La richesse de la partition où l’on détecte des influences multiples (Wagner, l’Aïda de Verdi, la grande musique russe), quoique parfois conventionnelle dans la logique de ce XIXe siècle finissant, est fascinante. Massenet affirme ici un art de mélodiste qui fera merveille dans ses prochains opéras, mais il joue aussi du spectaculaire, comme dans l’imposant final de l’acte III. La virtuosité de la partition se traduit dans de multiples pages purement orchestrales, les introductions des parties (notamment celles du second tableau de l’acte III et de l’acte IV !), les nombreuses parenthèses d’ensemble (la réception des Romains) ou les superbes ballets. Dans l’ouverture, un petit brin de wagnérisme annonce les actes III et IV dans lesquels le chromatisme et la continuité sont plus développés. Le grandiose et le dramatique sont d’emblée mis en avant, avec un orientalisme évocateur (qui reste épisodique). Entre les premier et deuxième actes, où l’on assiste encore à une notion d’airs à numéro, et les troisième et quatrième, on repère une nette différence d’écriture orchestrale, mais dans la deuxième partie la continuité prévaut. De manière générale, dès le début, l’incrustation de l’orchestre dans les parties chantées (chœur, soli) et vice versa est finement ciselée, dans une continuité musicale savante.
L’orchestration est riche et variée, les vents particulièrement en honneur, le saxophone, la flûte, le cor qui accompagne seul des airs, mais aussi le violon, le violoncelle et la harpe témoignent d’un compositeur talentueux, soucieux tant des grandes masses, comme de la richesse d’interventions isolées d’instruments.

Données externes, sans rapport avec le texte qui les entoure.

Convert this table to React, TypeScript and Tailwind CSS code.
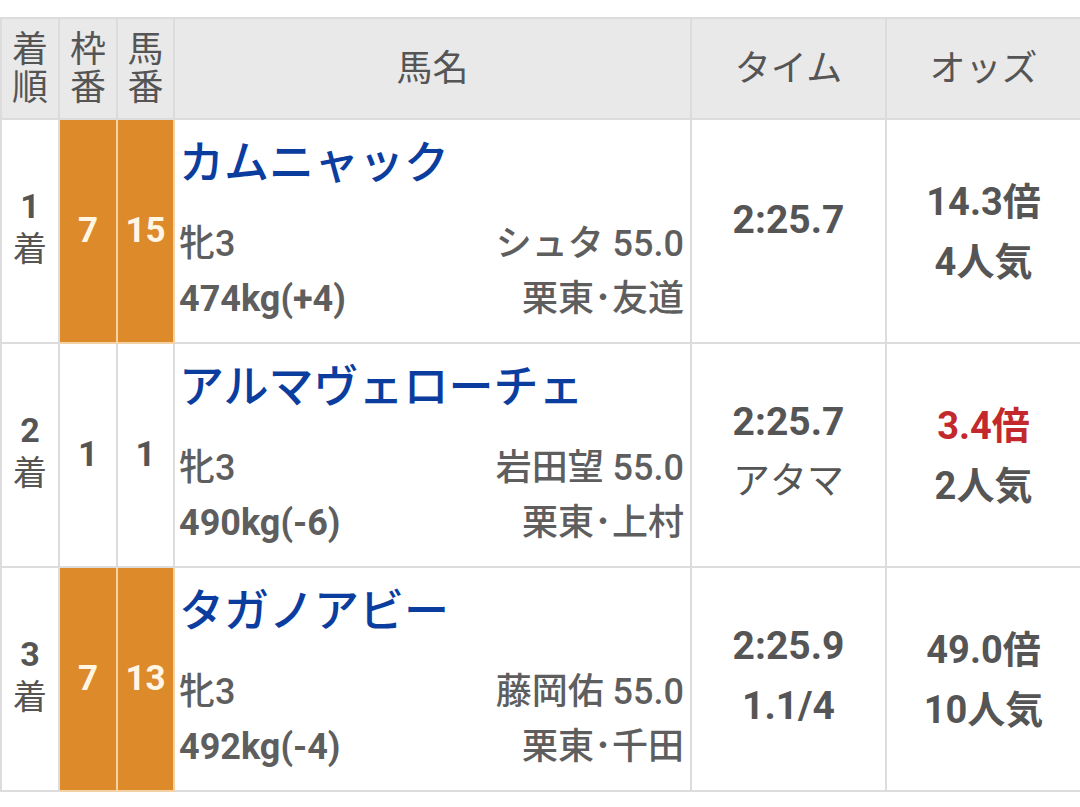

D’un point de vue vocal, les rôles sont, en tout point, de tout premier plan

Contrairement à ce que peut faire penser le titre, Hérodiade se fait largement voler la vedette par Salomé. Hérode et Jean sont des personnages magnifiques et fouillés et la force de la distribution s’appuie aussi sur les seconds rôles, tels ceux du très présent Phanuel, tout comme celui de Vitellius, du Grand Prêtre, de l’esclave babylonienne ou de la voix dans le temple, tous pourvus d’un air ou d’un passage conséquent.

Dès son premier air, Nicole Car s’affirme en Reine de la soirée avec son air « Il est doux, il est bon » avec un chant exalté et des aigus lumineux. Elle sait donner corps à la passion engagée de la Princesse, cette encore « enfant » (caractère suffisamment souligné dans le livret). La soprano se montre émouvante au plus haut point dans sa supplique à Dieu à l’acte III, et pour son « Charme des jours passés », la voix, comme suspendue, est au service de la juvénilité volontaire de l’héroïne. Elle soutient ensuite avec un aplomb – digne de la Marguerite de Faust (un de ses grands rôles) – le face à face avec Hérode. Sa nouvelle apparition à la fin de l’acte III fait émerger le caractère singulier de cette jeune femme confrontée à un monde hostile et masculin, et sa combativité amoureuse dans la scène de la prison sera alors superbe.

Étienne Dupuis fait une entrée en matière de grande classe avec « Elle a fui le Palais (…) Salomé, Salomé ! » où la noblesse de son chant rivalise avec la perfection de sa prononciation qui réussit à donner tout son sens à ses sentiments. Dans le grand air du deuxième acte, le baryton affiche tantôt une belle sensibilité, tantôt la rudesse qui sied au Tétrarque, l’ensemble étant réalisé sans sacrifier aucun mot et de surcroît, avec une voix admirablement projetée. Ses appels à Salomé à l’acte III, témoignent d’une maîtrise amoureuse qui sera vite contrebalancée par des accents de menace, deux registres dans lesquels Dupuis est parfaitement à l’aise.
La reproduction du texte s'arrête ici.